Treating IBS, Starting in the Head

How cognitive behavioral therapy can alter brain-gut interaction, providing real relief without medical intervention.

illustration of mind body relationship.

People with irritable bowel syndrome (IBS) may try restrictive diets, probiotics, antibiotics or even fecal transplants to treat the worst effects of the common gastrointestinal disorder. Now there’s new promise in a different, much less intensive approach: cognitive behavioral therapy, or CBT.

Although CBT was originally developed to treat depression and anxiety disorders, a special type developed at the University at Buffalo has been shown to provide IBS symptom improvement in even the most severe cases, according to Jeffrey Lackner, professor and chief of Behavioral Medicine in UB’s Jacobs School of Medicine and Biomedical Sciences.

How mind conquers matter

CBT is a psychological treatment that teaches skills for changing faulty or unhelpful ways of thinking. Previous research by Lackner and others has shown that learning-based treatments like CBT can deliver real relief from IBS symptoms, with little or no doctor involvement.
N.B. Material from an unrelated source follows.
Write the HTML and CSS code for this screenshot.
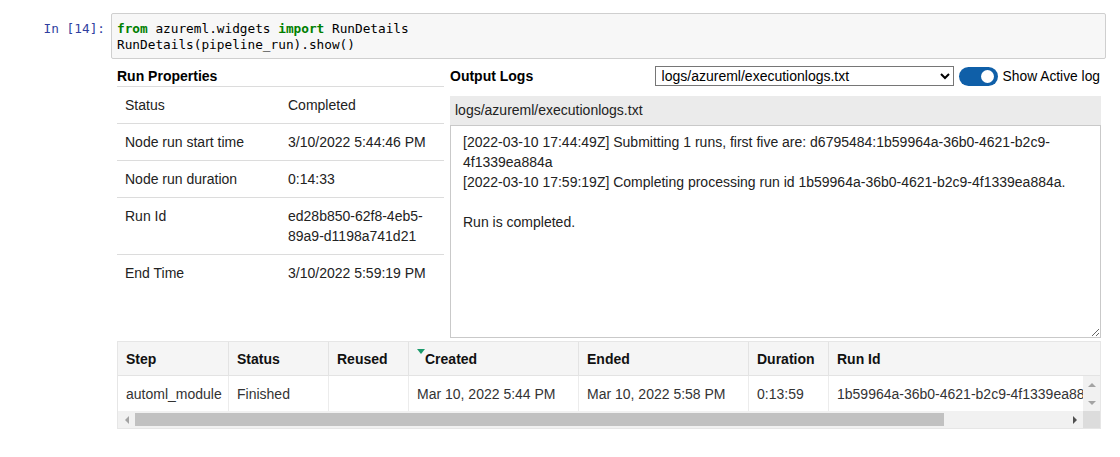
FILE: index.html
```html
<!DOCTYPE html>
<html>
<head>
<meta charset="utf-8">
<link rel="stylesheet" href="styles.css">
</head>
<body>
<div class="cell">
  <div class="prompt">In [14]:</div>
  <div class="code"><span class="kw">from</span> azureml.widgets <span class="kw">import</span> RunDetails<br>RunDetails(pipeline_run).show()</div>
</div>
<div class="widget">
  <div class="top">
    <div class="props">
      <div class="title">Run Properties</div>
      <table class="ptable">
        <tr><td class="lbl">Status</td><td class="val">Completed</td></tr>
        <tr><td class="lbl">Node run start time</td><td class="val">3/10/2022 5:44:46 PM</td></tr>
        <tr><td class="lbl">Node run duration</td><td class="val">0:14:33</td></tr>
        <tr><td class="lbl">Run Id</td><td class="val">ed28b850-62f8-4eb5-89a9-d1198a741d21</td></tr>
        <tr><td class="lbl">End Time</td><td class="val">3/10/2022 5:59:19 PM</td></tr>
      </table>
    </div>
    <div class="logs">
      <div class="logs-bar">
        <div class="title">Output Logs</div>
        <div class="controls">
          <select class="sel"><option>logs/azureml/executionlogs.txt</option></select>
          <span class="toggle"><span class="knob"></span></span>
          <span class="toggle-label">Show Active log</span>
        </div>
      </div>
      <div class="log-head">logs/azureml/executionlogs.txt</div>
      <textarea class="log-body" readonly>[2022-03-10 17:44:49Z] Submitting 1 runs, first five are: d6795484:1b59964a-36b0-4621-b2c9-4f1339ea884a
[2022-03-10 17:59:19Z] Completing processing run id 1b59964a-36b0-4621-b2c9-4f1339ea884a.

Run is completed.</textarea>
    </div>
  </div>
  <div class="grid">
    <div class="grid-head">
      <div class="hc w-step">Step</div>
      <div class="hc w-status">Status</div>
      <div class="hc w-reused">Reused</div>
      <div class="hc w-created"><span class="sort"></span>Created</div>
      <div class="hc w-ended">Ended</div>
      <div class="hc w-dur">Duration</div>
      <div class="hc w-run">Run Id</div>
    </div>
    <div class="viewport">
      <div class="vp-main">
        <div class="grid-row">
          <div class="dc w-step">automl_module</div>
          <div class="dc w-status">Finished</div>
          <div class="dc w-reused"></div>
          <div class="dc w-created">Mar 10, 2022 5:44 PM</div>
          <div class="dc w-ended">Mar 10, 2022 5:58 PM</div>
          <div class="dc w-dur">0:13:59</div>
          <div class="dc w-run">1b59964a-36b0-4621-b2c9-4f1339ea884a</div>
        </div>
        <div class="hscroll">
          <div class="sb-btn"><span class="arr-left"></span></div>
          <div class="hs-track"><div class="hs-thumb"></div></div>
          <div class="sb-btn"><span class="arr-right"></span></div>
        </div>
      </div>
      <div class="vscroll">
        <div class="vs-area">
          <div class="vs-btn"><span class="arr-up"></span></div>
          <div class="vs-btn"><span class="arr-down"></span></div>
        </div>
        <div class="corner"></div>
      </div>
    </div>
  </div>
</div>
</body>
</html>
```
FILE: styles.css
```css
html, body {
  margin: 0;
  padding: 0;
  background: #fff;
  font-family: "Liberation Sans", Arial, sans-serif;
  color: #000;
}

.cell {
  display: flex;
  padding-top: 13px;
}

.prompt {
  width: 111px;
  box-sizing: border-box;
  padding-right: 6px;
  padding-top: 8px;
  text-align: right;
  font-family: "DejaVu Sans Mono", monospace;
  font-size: 12.75px;
  line-height: 16px;
  color: #303f9f;
}

.code {
  flex: 1;
  margin-right: 14px;
  border: 1px solid #cfcfcf;
  border-radius: 2px;
  background: #f7f7f7;
  padding: 7px 5px 5px 5px;
  font-family: "DejaVu Sans Mono", monospace;
  font-size: 12.75px;
  line-height: 16px;
  color: #000;
}

.kw {
  color: #008000;
  font-weight: bold;
}

.widget {
  margin-left: 117px;
  width: 984px;
  margin-top: 7px;
}

.top {
  display: flex;
  gap: 6px;
}

.props {
  width: 327px;
  flex: none;
}

.title {
  font-weight: bold;
  font-size: 14px;
  line-height: 20px;
  height: 20px;
  color: #000;
}

.ptable {
  width: 327px;
  border-collapse: collapse;
  border-top: 1px solid #dcdcdc;
  font-size: 14px;
  line-height: 20px;
}

.ptable td {
  padding: 8px 8px 8px 8px;
  vertical-align: top;
  border-bottom: 1px solid #dcdcdc;
  color: #222;
}

.ptable tr:last-child td {
  border-bottom: none;
}

.lbl {
  width: 147px;
}

.val {
  color: #333;
}

.logs {
  flex: 1;
  min-width: 0;
}

.logs-bar {
  display: flex;
  justify-content: space-between;
  align-items: center;
  height: 20px;
}

.controls {
  display: flex;
  align-items: center;
  gap: 5px;
  margin-right: 1px;
}

.sel {
  width: 299px;
  height: 20px;
  box-sizing: border-box;
  border: 1px solid #767676;
  border-radius: 0;
  background: #fff;
  font-family: "Liberation Sans", Arial, sans-serif;
  font-size: 14px;
  color: #000;
  padding: 0 2px;
  margin: 0;
}

.toggle {
  display: flex;
  align-items: center;
  justify-content: flex-end;
  width: 39px;
  height: 19px;
  box-sizing: border-box;
  padding-right: 4px;
  border-radius: 10px;
  background: #0f5fa8;
}

.knob {
  width: 13px;
  height: 13px;
  border-radius: 50%;
  background: #fff;
}

.toggle-label {
  font-size: 13.8px;
  color: #000;
}

.log-head {
  margin-top: 10px;
  height: 29px;
  line-height: 29px;
  background: #ebebeb;
  padding-left: 5px;
  font-size: 14px;
  color: #222;
}

.log-body {
  display: block;
  width: 100%;
  height: 213px;
  box-sizing: border-box;
  margin: 0;
  border: 1px solid #c9c9c9;
  padding: 6px 12px;
  font-family: "Liberation Sans", Arial, sans-serif;
  font-size: 14px;
  line-height: 20px;
  color: #222;
  background: #fff;
  overflow: hidden;
  outline: none;
}

.grid {
  margin-top: 3px;
  width: 984px;
  box-sizing: border-box;
  border: 1px solid #e6e6e6;
  font-size: 14px;
  overflow: hidden;
}

.grid-head {
  display: flex;
  height: 33px;
  background: #f5f5f5;
  border-bottom: 1px solid #e3e3e3;
  overflow: hidden;
}

.hc {
  display: flex;
  align-items: center;
  flex: none;
  box-sizing: border-box;
  padding-left: 8px;
  border-right: 1px solid #e3e3e3;
  font-weight: bold;
  color: #111;
  white-space: nowrap;
}

.hc.w-run {
  border-right: none;
  flex: 1;
}

.sort {
  width: 0;
  height: 0;
  border-left: 4.5px solid transparent;
  border-right: 4.5px solid transparent;
  border-top: 5px solid #1b9a6b;
  margin-bottom: 14px;
}

.w-step { width: 111px; }
.w-status { width: 100px; }
.w-reused { width: 80px; }
.w-created { width: 170px; }
.w-ended { width: 170px; }
.w-dur { width: 80px; }
.w-run { width: 270px; }

.viewport {
  display: flex;
}

.vp-main {
  flex: 1;
  min-width: 0;
}

.grid-row {
  display: flex;
  height: 35px;
  overflow: hidden;
  background: #fff;
}

.dc {
  display: flex;
  align-items: center;
  flex: none;
  box-sizing: border-box;
  padding-left: 8px;
  border-right: 1px solid #ececec;
  color: #333;
  white-space: nowrap;
  overflow: hidden;
}

.dc.w-run {
  border-right: none;
}

.hscroll {
  display: flex;
  height: 17px;
  background: #f1f1f1;
}

.sb-btn {
  width: 17px;
  flex: none;
  display: flex;
  align-items: center;
  justify-content: center;
}

.hs-track {
  flex: 1;
  display: flex;
  align-items: center;
}

.hs-thumb {
  width: 809px;
  height: 13px;
  background: #c1c1c1;
}

.arr-left {
  width: 0;
  height: 0;
  border-top: 4px solid transparent;
  border-bottom: 4px solid transparent;
  border-right: 4px solid #a3a3a3;
}

.arr-right {
  width: 0;
  height: 0;
  border-top: 4px solid transparent;
  border-bottom: 4px solid transparent;
  border-left: 4px solid #505050;
}

.vscroll {
  width: 17px;
  flex: none;
  display: flex;
  flex-direction: column;
}

.vs-area {
  height: 35px;
  background: #f1f1f1;
  display: flex;
  flex-direction: column;
  justify-content: space-between;
}

.vs-btn {
  height: 17px;
  display: flex;
  align-items: center;
  justify-content: center;
}

.arr-up {
  width: 0;
  height: 0;
  border-left: 4px solid transparent;
  border-right: 4px solid transparent;
  border-bottom: 4px solid #a3a3a3;
}

.arr-down {
  width: 0;
  height: 0;
  border-left: 4px solid transparent;
  border-right: 4px solid transparent;
  border-top: 4px solid #a3a3a3;
}

.corner {
  height: 17px;
  background: #dcdcdc;
}
```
The approach is known to be safe, convenient and low cost, and can spare patients the ordeal of intensive medical interventions. What scientists haven’t understood, however, was the exact mechanism by which the treatment worked.

The role of the microbiome

A recent joint study by Lackner’s team and researchers at UCLA revealed that the therapy has the power to modulate key components of the brain-gut-microbiome axis.

For many patients, stress cranks up IBS by disrupting brain-gut interactions, explained Lackner. These interactions are regulated in part by the gut microbiome. By teaching patients information-processing skills, they are actually addressing the biophysical drivers of treatment-resistant symptoms.

 “The fact that we see patient-reported symptom improvements that correspond with ‘objective’ biological changes in the microbiome and brain function is pretty remarkable,” said Lackner.

Targeted effectiveness

Because the patients in the study who responded to the treatment showed greater baseline connectivity between the central autonomic network and the emotional regulation network, the findings raise the possibility that CBT-responsive IBS patients can be identified in clinical practice using microbial biomarkers.

“This is paradigm-shifting for how we understand the role of the microbiome and therapeutics that can modify its composition,” said Lackner, whose work is motivated by a desire to advance beyond simplistic ways of treating chronic medical conditions, which are neither fully physical nor fully mental. Acknowledging that complexity, he said, allows science to move away from “a one-size-fits-all brand of medicine toward a more personalized medicine approach.”